The result is stage_result which is the stages from stage_vect and their corresponding AEP estimates. This is the realization stage-frequency curve. This curve can be interpolated using stages or AEPs.

stage_aep_vect <- rep(NA, length(stage_vect))

for (m in 1:nrow(stage_exceedance_matrix)) {
  # Grab row of exceedances
  stage_exceedance_probs <- stage_exceedance_matrix[m, ]

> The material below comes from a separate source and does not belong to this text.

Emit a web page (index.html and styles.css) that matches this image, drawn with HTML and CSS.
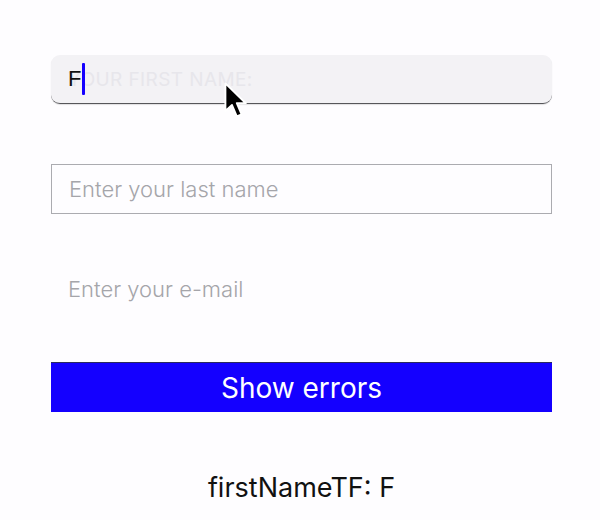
FILE: index.html
```html
<!DOCTYPE html>
<html>
<head>
<meta charset="utf-8">
<link rel="stylesheet" href="styles.css">
</head>
<body>
<div class="form">
  <div class="field field-active">
    <span class="float-placeholder">YOUR FIRST NAME:</span>
    <span class="typed">F</span><span class="caret"></span>
  </div>
  <div class="field field-bordered">
    <span class="placeholder">Enter your last name</span>
  </div>
  <div class="field field-plain">
    <span class="placeholder">Enter your e-mail</span>
  </div>
  <button class="btn">Show errors</button>
  <div class="status">firstNameTF: F</div>
</div>
<svg class="pointer" width="30" height="42" viewBox="0 0 25 35">
  <path d="M2 2 L2 25 L7.5 20 L11.5 29.5 L15.5 27.8 L11.5 18.5 L19 18.5 Z" fill="#000" stroke="#fff" stroke-width="1.6" stroke-linejoin="round"/>
</svg>
</body>
</html>
```
FILE: styles.css
```css
html, body {
  margin: 0;
  padding: 0;
  background: #fefdff;
}
body {
  font-family: Inter, "Liberation Sans", sans-serif;
  position: relative;
  width: 600px;
  height: 520px;
  overflow: hidden;
}
.form {
  display: flex;
  flex-direction: column;
  padding: 55px 48px 0 51px;
}
.field {
  position: relative;
  box-sizing: border-box;
  height: 50px;
  display: flex;
  align-items: center;
  padding-left: 17px;
}
.field-active {
  height: 49px;
  background: #f3f2f5;
  border-radius: 9px;
  border-bottom: 1px solid #56565a;
  box-shadow: 0 1px 1px rgba(0,0,0,0.12);
  margin-bottom: 60px;
}
.float-placeholder {
  position: absolute;
  left: 17px;
  top: 13px;
  font-size: 19px;
  color: #e7e6eb;
  letter-spacing: 0.4px;
}
.typed {
  position: relative;
  font-size: 22px;
  color: #111;
  font-family: "Liberation Sans", sans-serif;
}
.caret {
  position: relative;
  width: 3px;
  height: 32px;
  background: #1400ff;
  margin-left: 1px;
  border-radius: 1px;
}
.field-bordered {
  border: 1px solid #ababb0;
  margin-bottom: 50px;
}
.field-plain {
  margin-bottom: 48px;
}
.placeholder {
  font-size: 22px;
  font-weight: 300;
  color: #a5a5aa;
}
.btn {
  height: 50px;
  border: 0;
  border-top: 1px solid #2a2a60;
  background: #1400ff;
  color: #fff;
  font-family: Inter, "Liberation Sans", sans-serif;
  font-size: 28px;
  padding: 0;
  margin: 0 0 48px;
}
.status {
  text-align: center;
  font-size: 27px;
  color: #111;
  line-height: 56px;
}
.pointer {
  position: absolute;
  left: 223px;
  top: 81px;
}
```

  # Sum the dot product of exceedances and weights
  stage_aep <- sum(stage_exceedance_probs * ords$Weights)

  #save to vector
  stage_aep_vect[m] <- stage_aep
}

stage_result <- tibble(
  AEP = stage_aep_vect,
  Z_var = qnorm(1 - stage_aep_vect),
  Gumb = -log(-log(1 - AEP)),
  Stage = stage_vect
)

Concluding Remarks

Understanding the Role of a Single Realization

Understanding the inputs and calculation procedures of a single realization is crucial to understanding the nested Monte Carlo simulation process. Realization computations are used in both expected-only and full uncertainty stage-frequency estimates. The expected-only estimation consists of a single realization using 10,000 stratified volume-frequency samples, each drawn from an individual volume-frequency distribution parameter set. Full uncertainty computations perform one realization for each volume-frequency distribution parameter set to satisfy the law of total probability.

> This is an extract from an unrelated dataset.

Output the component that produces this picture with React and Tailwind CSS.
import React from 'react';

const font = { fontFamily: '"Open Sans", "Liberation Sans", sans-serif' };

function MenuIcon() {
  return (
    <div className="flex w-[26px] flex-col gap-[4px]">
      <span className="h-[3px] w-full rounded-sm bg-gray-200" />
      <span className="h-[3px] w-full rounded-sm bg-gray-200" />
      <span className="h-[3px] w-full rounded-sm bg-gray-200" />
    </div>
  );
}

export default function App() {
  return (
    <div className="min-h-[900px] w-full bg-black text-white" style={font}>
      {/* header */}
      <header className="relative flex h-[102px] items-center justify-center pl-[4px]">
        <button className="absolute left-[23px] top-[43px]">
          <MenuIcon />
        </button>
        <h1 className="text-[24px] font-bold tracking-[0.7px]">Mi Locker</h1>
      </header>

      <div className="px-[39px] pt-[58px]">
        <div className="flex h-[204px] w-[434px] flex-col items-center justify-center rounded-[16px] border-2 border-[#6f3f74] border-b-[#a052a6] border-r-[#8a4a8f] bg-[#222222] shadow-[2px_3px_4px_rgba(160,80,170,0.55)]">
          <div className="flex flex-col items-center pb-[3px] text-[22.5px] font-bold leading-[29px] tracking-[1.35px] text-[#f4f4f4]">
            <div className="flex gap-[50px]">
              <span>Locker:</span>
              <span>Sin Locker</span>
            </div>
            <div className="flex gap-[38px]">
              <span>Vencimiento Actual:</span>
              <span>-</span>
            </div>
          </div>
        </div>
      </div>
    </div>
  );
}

Deterministic Routing Within a Probabilistic Framework

RMC-RFA produces a reservoir stage-frequency curve with uncertainty bounds by employing a deterministic flood routing model within a nested Monte Carlo simulation. The inputs to each routing simulation are sampled probabilistically, while the reservoir model routes each simulated flood event using deterministic stage-storage-discharge functions.

The Law of Total Probability is the Theoretical Backbone

The nested Monte Carlo process provides reliable stage-frequency estimates with uncertainty bounds through the law of total probability. Complete integration over the sample space is achieved through stratified inflow-volume sampling within each volume-frequency parameter set, ensuring the full range of flood outcomes is represented across all parameter uncertainty.